> [PROBLEM REQUIREMENTS]: Set down the full listing exactly as given. Any pictures are to be left out.

> [DATASET RECORDS]:
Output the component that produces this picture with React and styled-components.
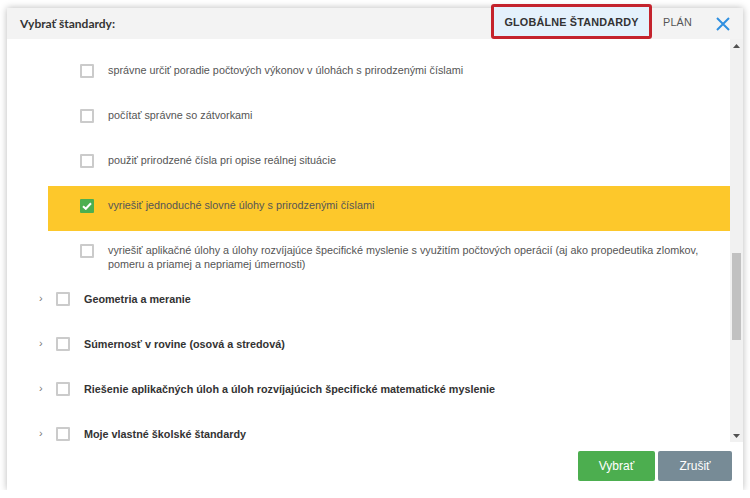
import React from "react";
import styled, { createGlobalStyle } from "styled-components";

const Global = createGlobalStyle`
  html, body { margin: 0; padding: 0; background: #fff; }
  body { font-family: "Liberation Sans", Arial, sans-serif; }
  * { box-sizing: border-box; }
`;

const Modal = styled.div`
  margin: 8px 7px 0 7px;
  width: 736px;
  height: 482px;
  background: #fff;
  box-shadow: 0 0 7px rgba(0, 0, 0, 0.28);
  display: flex;
  flex-direction: column;
`;

const Header = styled.div`
  height: 31px;
  background: #f3f3f3;
  display: flex;
  align-items: center;
  padding: 0 12px 0 13px;
`;

const Title = styled.div`
  font-family: Lato, "Liberation Sans", sans-serif;
  font-weight: 700;
  font-size: 12px;
  color: #333;
  flex: 1;
`;

const Tab = styled.div`
  font-size: 10.8px;
  white-space: nowrap;
  color: ${(p) => (p.$active ? "#333" : "#555")};
  font-weight: ${(p) => (p.$active ? 700 : 400)};
  letter-spacing: 0.2px;
  padding: 0 11px;
  height: 35px;
  margin-top: -4px;
  display: flex;
  align-items: center;
  ${(p) =>
    p.$active &&
    `
    background: #e4f1fc;
    border: 3px solid #c4232d;
    border-radius: 3px;
    padding: 0;
    width: 161px;
    justify-content: center;
  `}
`;

const Close = styled.button`
  border: 0;
  background: none;
  padding: 0;
  margin-left: 12px;
  width: 16px;
  height: 16px;
  display: flex;
  cursor: pointer;
`;

const Body = styled.div`
  flex: 1;
  display: flex;
  min-height: 0;
`;

const List = styled.div`
  flex: 1;
  overflow: hidden;
  padding-top: 12px;
`;

const SubRow = styled.div`
  height: 45px;
  display: flex;
  align-items: flex-start;
  padding: 13px 10px 0 32px;
  margin-left: 41px;
  background: ${(p) => (p.$selected ? "#fdc82b" : "transparent")};
`;

const TopRow = styled.div`
  height: 45px;
  display: flex;
  align-items: center;
  padding-left: 32px;
`;

const Chevron = styled.span`
  width: 17px;
  font-size: 11px;
  color: #777;
  line-height: 1;
`;

const Box = styled.span`
  flex: none;
  width: 14px;
  height: 14px;
  border: 2px solid ${(p) => (p.$checked ? "#4caf50" : "#cbcbcb")};
  background: ${(p) => (p.$checked ? "#4caf50" : "#fff")};
  border-radius: 1px;
  margin-right: 14px;
  display: flex;
  align-items: center;
  justify-content: center;
`;

const SubText = styled.div`
  font-size: 10.8px;
  line-height: 14px;
  color: #555;
  margin-top: -1px;
`;

const TopText = styled.div`
  font-size: 10.8px;
  font-weight: 700;
  color: #333;
`;

const Scrollbar = styled.div`
  width: 13px;
  background: #f1f1f1;
  display: flex;
  flex-direction: column;
  align-items: center;
`;

const Arrow = styled.div`
  height: 13px;
  display: flex;
  align-items: center;
  justify-content: center;
`;

const Track = styled.div`
  flex: 1;
  width: 100%;
  padding: 0 2px;
`;

const Thumb = styled.div`
  width: 100%;
  background: #c1c1c1;
`;

const Footer = styled.div`
  height: 48px;
  display: flex;
  justify-content: flex-end;
  align-items: center;
  gap: 3px;
  padding: 0 11px 0 0;
`;

const Btn = styled.button`
  border: 0;
  border-radius: 2px;
  height: 30px;
  width: ${(p) => p.$w}px;
  background: ${(p) => p.$bg};
  color: #fff;
  font-family: "Liberation Sans", Arial, sans-serif;
  font-size: 12px;
  cursor: pointer;
`;

const subItems = [
  "správne určiť poradie počtových výkonov v úlohách s prirodzenými číslami",
  "počítať správne so zátvorkami",
  "použiť prirodzené čísla pri opise reálnej situácie",
  "vyriešiť jednoduché slovné úlohy s prirodzenými číslami",
  "vyriešiť aplikačné úlohy a úlohy rozvíjajúce špecifické myslenie s využitím počtových operácií (aj ako propedeutika zlomkov, pomeru a priamej a nepriamej úmernosti)",
];

const topItems = [
  "Geometria a meranie",
  "Súmernosť v rovine (osová a stredová)",
  "Riešenie aplikačných úloh a úloh rozvíjajúcich špecifické matematické myslenie",
  "Moje vlastné školské štandardy",
];

const Check = () => (
  <svg width="10" height="8" viewBox="0 0 10 8">
    <path d="M1 4.2 L3.8 6.8 L9 1.2" stroke="#fff" strokeWidth="2" fill="none" />
  </svg>
);

export default function App() {
  return (
    <>
      <Global />
      <Modal>
        <Header>
          <Title>Vybrať štandardy:</Title>
          <Tab $active>GLOBÁLNE ŠTANDARDY</Tab>
          <Tab>PLÁN</Tab>
          <Close aria-label="close">
            <svg width="16" height="16" viewBox="0 0 16 16">
              <path d="M2 2 L14 14 M14 2 L2 14" stroke="#2f8fe0" strokeWidth="2" />
            </svg>
          </Close>
        </Header>
        <Body>
          <List>
            {subItems.map((t, i) => (
              <SubRow key={i} $selected={i === 3}>
                <Box $checked={i === 3}>{i === 3 && <Check />}</Box>
                <SubText>{t}</SubText>
              </SubRow>
            ))}
            {topItems.map((t, i) => (
              <TopRow key={i}>
                <Chevron>›</Chevron>
                <Box />
                <TopText>{t}</TopText>
              </TopRow>
            ))}
          </List>
          <Scrollbar>
            <Arrow>
              <svg width="7" height="4" viewBox="0 0 7 4">
                <path d="M0 4 L3.5 0 L7 4 Z" fill="#505050" />
              </svg>
            </Arrow>
            <Track>
              <Thumb style={{ marginTop: 201, height: 87 }} />
            </Track>
            <Arrow>
              <svg width="7" height="4" viewBox="0 0 7 4">
                <path d="M0 0 L3.5 4 L7 0 Z" fill="#505050" />
              </svg>
            </Arrow>
          </Scrollbar>
        </Body>
        <Footer>
          <Btn $w={77} $bg="#4cae4f">Vybrať</Btn>
          <Btn $w={74} $bg="#778b96">Zrušiť</Btn>
        </Footer>
      </Modal>
    </>
  );
}
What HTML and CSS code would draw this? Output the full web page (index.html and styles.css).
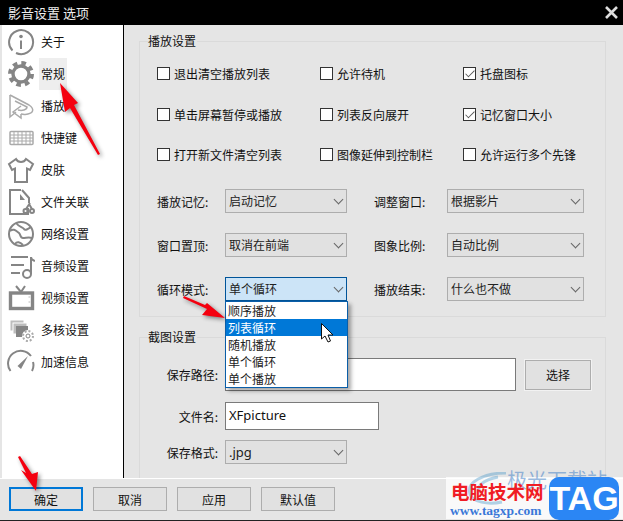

> [EXERCISE RESPONSE]:
Output the component that produces this picture with React and styled-components.
import React from "react";
import styled, { createGlobalStyle } from "styled-components";

const Global = createGlobalStyle`
  html, body { margin: 0; padding: 0; background: #fff; }
  body { font-family: "Liberation Sans", Arial, sans-serif; }
  * { box-sizing: border-box; }
`;

const Modal = styled.div`
  margin: 8px 7px 0 7px;
  width: 736px;
  height: 482px;
  background: #fff;
  box-shadow: 0 0 7px rgba(0, 0, 0, 0.28);
  display: flex;
  flex-direction: column;
`;

const Header = styled.div`
  height: 31px;
  background: #f3f3f3;
  display: flex;
  align-items: center;
  padding: 0 12px 0 13px;
`;

const Title = styled.div`
  font-family: Lato, "Liberation Sans", sans-serif;
  font-weight: 700;
  font-size: 12px;
  color: #333;
  flex: 1;
`;

const Tab = styled.div`
  font-size: 10.8px;
  white-space: nowrap;
  color: ${(p) => (p.$active ? "#333" : "#555")};
  font-weight: ${(p) => (p.$active ? 700 : 400)};
  letter-spacing: 0.2px;
  padding: 0 11px;
  height: 35px;
  margin-top: -4px;
  display: flex;
  align-items: center;
  ${(p) =>
    p.$active &&
    `
    background: #e4f1fc;
    border: 3px solid #c4232d;
    border-radius: 3px;
    padding: 0;
    width: 161px;
    justify-content: center;
  `}
`;

const Close = styled.button`
  border: 0;
  background: none;
  padding: 0;
  margin-left: 12px;
  width: 16px;
  height: 16px;
  display: flex;
  cursor: pointer;
`;

const Body = styled.div`
  flex: 1;
  display: flex;
  min-height: 0;
`;

const List = styled.div`
  flex: 1;
  overflow: hidden;
  padding-top: 12px;
`;

const SubRow = styled.div`
  height: 45px;
  display: flex;
  align-items: flex-start;
  padding: 13px 10px 0 32px;
  margin-left: 41px;
  background: ${(p) => (p.$selected ? "#fdc82b" : "transparent")};
`;

const TopRow = styled.div`
  height: 45px;
  display: flex;
  align-items: center;
  padding-left: 32px;
`;

const Chevron = styled.span`
  width: 17px;
  font-size: 11px;
  color: #777;
  line-height: 1;
`;

const Box = styled.span`
  flex: none;
  width: 14px;
  height: 14px;
  border: 2px solid ${(p) => (p.$checked ? "#4caf50" : "#cbcbcb")};
  background: ${(p) => (p.$checked ? "#4caf50" : "#fff")};
  border-radius: 1px;
  margin-right: 14px;
  display: flex;
  align-items: center;
  justify-content: center;
`;

const SubText = styled.div`
  font-size: 10.8px;
  line-height: 14px;
  color: #555;
  margin-top: -1px;
`;

const TopText = styled.div`
  font-size: 10.8px;
  font-weight: 700;
  color: #333;
`;

const Scrollbar = styled.div`
  width: 13px;
  background: #f1f1f1;
  display: flex;
  flex-direction: column;
  align-items: center;
`;

const Arrow = styled.div`
  height: 13px;
  display: flex;
  align-items: center;
  justify-content: center;
`;

const Track = styled.div`
  flex: 1;
  width: 100%;
  padding: 0 2px;
`;

const Thumb = styled.div`
  width: 100%;
  background: #c1c1c1;
`;

const Footer = styled.div`
  height: 48px;
  display: flex;
  justify-content: flex-end;
  align-items: center;
  gap: 3px;
  padding: 0 11px 0 0;
`;

const Btn = styled.button`
  border: 0;
  border-radius: 2px;
  height: 30px;
  width: ${(p) => p.$w}px;
  background: ${(p) => p.$bg};
  color: #fff;
  font-family: "Liberation Sans", Arial, sans-serif;
  font-size: 12px;
  cursor: pointer;
`;

const subItems = [
  "správne určiť poradie počtových výkonov v úlohách s prirodzenými číslami",
  "počítať správne so zátvorkami",
  "použiť prirodzené čísla pri opise reálnej situácie",
  "vyriešiť jednoduché slovné úlohy s prirodzenými číslami",
  "vyriešiť aplikačné úlohy a úlohy rozvíjajúce špecifické myslenie s využitím počtových operácií (aj ako propedeutika zlomkov, pomeru a priamej a nepriamej úmernosti)",
];

const topItems = [
  "Geometria a meranie",
  "Súmernosť v rovine (osová a stredová)",
  "Riešenie aplikačných úloh a úloh rozvíjajúcich špecifické matematické myslenie",
  "Moje vlastné školské štandardy",
];

const Check = () => (
  <svg width="10" height="8" viewBox="0 0 10 8">
    <path d="M1 4.2 L3.8 6.8 L9 1.2" stroke="#fff" strokeWidth="2" fill="none" />
  </svg>
);

export default function App() {
  return (
    <>
      <Global />
      <Modal>
        <Header>
          <Title>Vybrať štandardy:</Title>
          <Tab $active>GLOBÁLNE ŠTANDARDY</Tab>
          <Tab>PLÁN</Tab>
          <Close aria-label="close">
            <svg width="16" height="16" viewBox="0 0 16 16">
              <path d="M2 2 L14 14 M14 2 L2 14" stroke="#2f8fe0" strokeWidth="2" />
            </svg>
          </Close>
        </Header>
        <Body>
          <List>
            {subItems.map((t, i) => (
              <SubRow key={i} $selected={i === 3}>
                <Box $checked={i === 3}>{i === 3 && <Check />}</Box>
                <SubText>{t}</SubText>
              </SubRow>
            ))}
            {topItems.map((t, i) => (
              <TopRow key={i}>
                <Chevron>›</Chevron>
                <Box />
                <TopText>{t}</TopText>
              </TopRow>
            ))}
          </List>
          <Scrollbar>
            <Arrow>
              <svg width="7" height="4" viewBox="0 0 7 4">
                <path d="M0 4 L3.5 0 L7 4 Z" fill="#505050" />
              </svg>
            </Arrow>
            <Track>
              <Thumb style={{ marginTop: 201, height: 87 }} />
            </Track>
            <Arrow>
              <svg width="7" height="4" viewBox="0 0 7 4">
                <path d="M0 0 L3.5 4 L7 0 Z" fill="#505050" />
              </svg>
            </Arrow>
          </Scrollbar>
        </Body>
        <Footer>
          <Btn $w={77} $bg="#4cae4f">Vybrať</Btn>
          <Btn $w={74} $bg="#778b96">Zrušiť</Btn>
        </Footer>
      </Modal>
    </>
  );
}
What HTML and CSS code would draw this? Output the full web page (index.html and styles.css).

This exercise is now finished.